From: Stefan Behnel on
Patrick Maupin, 02.04.2010 07:25:
> On Apr 1, 11:52 pm, Dennis Lee Bieber wrote:
>> On Thu, 01 Apr 2010 22:44:51 +0200, superpollo
>> declaimed the following in gmane.comp.python.general:
>>
>>> how much is one half times one half?
>>
>> import math
>> print math.exp((math.log(1) - math.log(2))
>> + (math.log(1) - math.log(2)))
>
> That's all well and good, but base 'e' is kind of complicated. Some
> of us were using base 10, and others took Tim's lead and were using
> base 2:
>
> >>> print math.exp(((math.log(1)/math.log(2) - math.log(2)/math.log(2)) + (math.log(1)/math.log(2) - math.log(2)/math.log(2)))*math.log(2))
> 0.25

The above can be rewritten as

print('0.25')

which is much faster and also a lot more readable.

Stefan

From: Andreas Waldenburger on
On Thu, 01 Apr 2010 22:44:51 +0200 superpollo <utente(a)esempio.net>
wrote:

> how much is one half times one half?

While everyone else is mocking you: Can you please elaborate on why you
want to know and what kind of problem you're trying to solve with this?
Also, don't you think you should have picked a maths forum for this
kind of question?

Meanwhile:
http://en.wikipedia.org/wiki/Fractions#Multiplying_by_a_fraction

And in Italian:
http://it.wikipedia.org/wiki/Frazione_(matematica)#Moltiplicazione_e_division

/W
(Yes, I have nothing to do right now.)

--
INVALID? DE!

From: Patrick Maupin on
On Apr 2, 2:41 pm, Andreas Waldenburger <use...(a)geekmail.INVALID>
wrote:

> While everyone else is mocking you: Can you please elaborate on why you
> want to know and what kind of problem you're trying to solve with this?
> Also, don't you think you should have picked a maths forum for this
> kind of question?

Methinks the OP is fluent in the way of choosing newsgroups.
According to google, he has posted 6855 messages in 213 groups.

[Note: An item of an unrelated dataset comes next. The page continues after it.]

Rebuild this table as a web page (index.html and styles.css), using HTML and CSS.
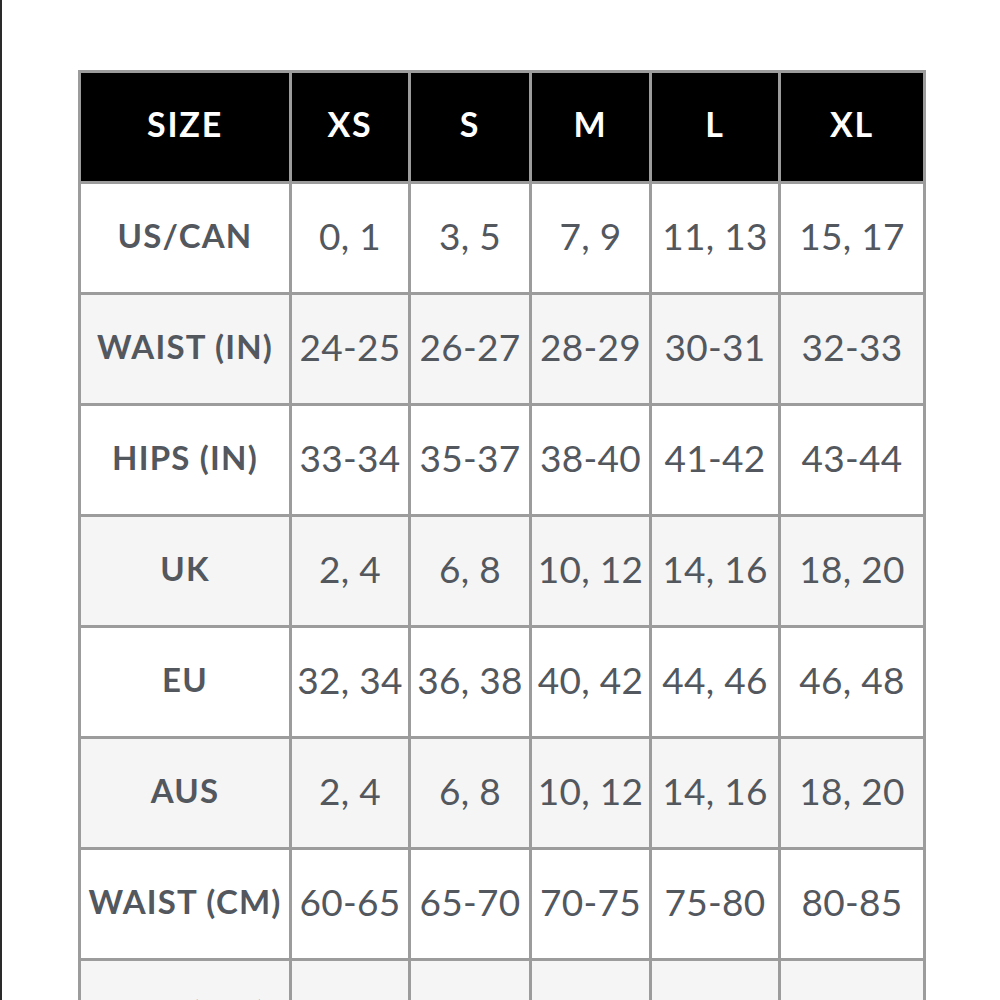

http://groups.google.com/groups/profile?enc_user=ul3SQhIAAAAYmLD0Oj5Yxp-liP3Vw9uApbyajUBv9M9XLUB2gqkZmQ

And I can't speak for anybody else, but I just assumed it was an April
Fool's question. I meant to be laughing with the OP, not at him, so
sorry if I misunderstood.

Regards,
Pat
From: Mensanator on
On Apr 1, 9:44 pm, Steven D'Aprano <st...(a)REMOVE-THIS-
cybersource.com.au> wrote:
> On Thu, 01 Apr 2010 19:49:43 -0500, Tim Chase wrote:
> > David Robinow wrote:
> >> $ python -c "print 1/2 * 1/2"
> >> 0
>
> >>  But that's not what I learned in grade school.
> >> (Maybe I should upgrade to 3.1?)
>
> > That's because you need to promote one of them to a float so you get a
> > floating-point result:
>
> >    >>> 1/2 * 1/2
> >    0
> >    >>> 1/2 * 1/2.0
> >    0.0
>
> > Oh...wait ;-)
>
> Tim, I'm sure you know the answer to this, but for the benefit of the
> Original Poster, the problem is that you need to promote *both* divisions
> to floating point. Otherwise one of them will give int 0, which gives 0.0
> when multiplied by 0.5.
>
> >>> 1.0/2 * 1/2.0
>
> 0.25
>
> If you want an exact result when multiplying arbitrary fractions, you
> need to avoid floats and decimals and use Fractions:
>
> >>> Fraction(1, 2)**2
>
> Fraction(1, 4)

Where do you get that from?

>
> --
> Steven- Hide quoted text -
>
> - Show quoted text -

From: Dave Angel on


Mensanator wrote:
> On Apr 1, 9:44 pm, Steven D'Aprano <st...(a)REMOVE-THIS-
> cybersource.com.au> wrote:
>
>> <snip>
>>>>> 1/2.0
>>>>>
>> 0.25
>>
>> If you want an exact result when multiplying arbitrary fractions, you
>> need to avoid floats and decimals and use Fractions:
>>
>>
>>>>> Fraction(1, 2)**2
>>>>>
>> Fraction(1, 4)
>>
>
> Where do you get that from?
>
>
In Python2.6,

from fractions import Fraction

And Fraction is now a class which supports fractional arithmetic.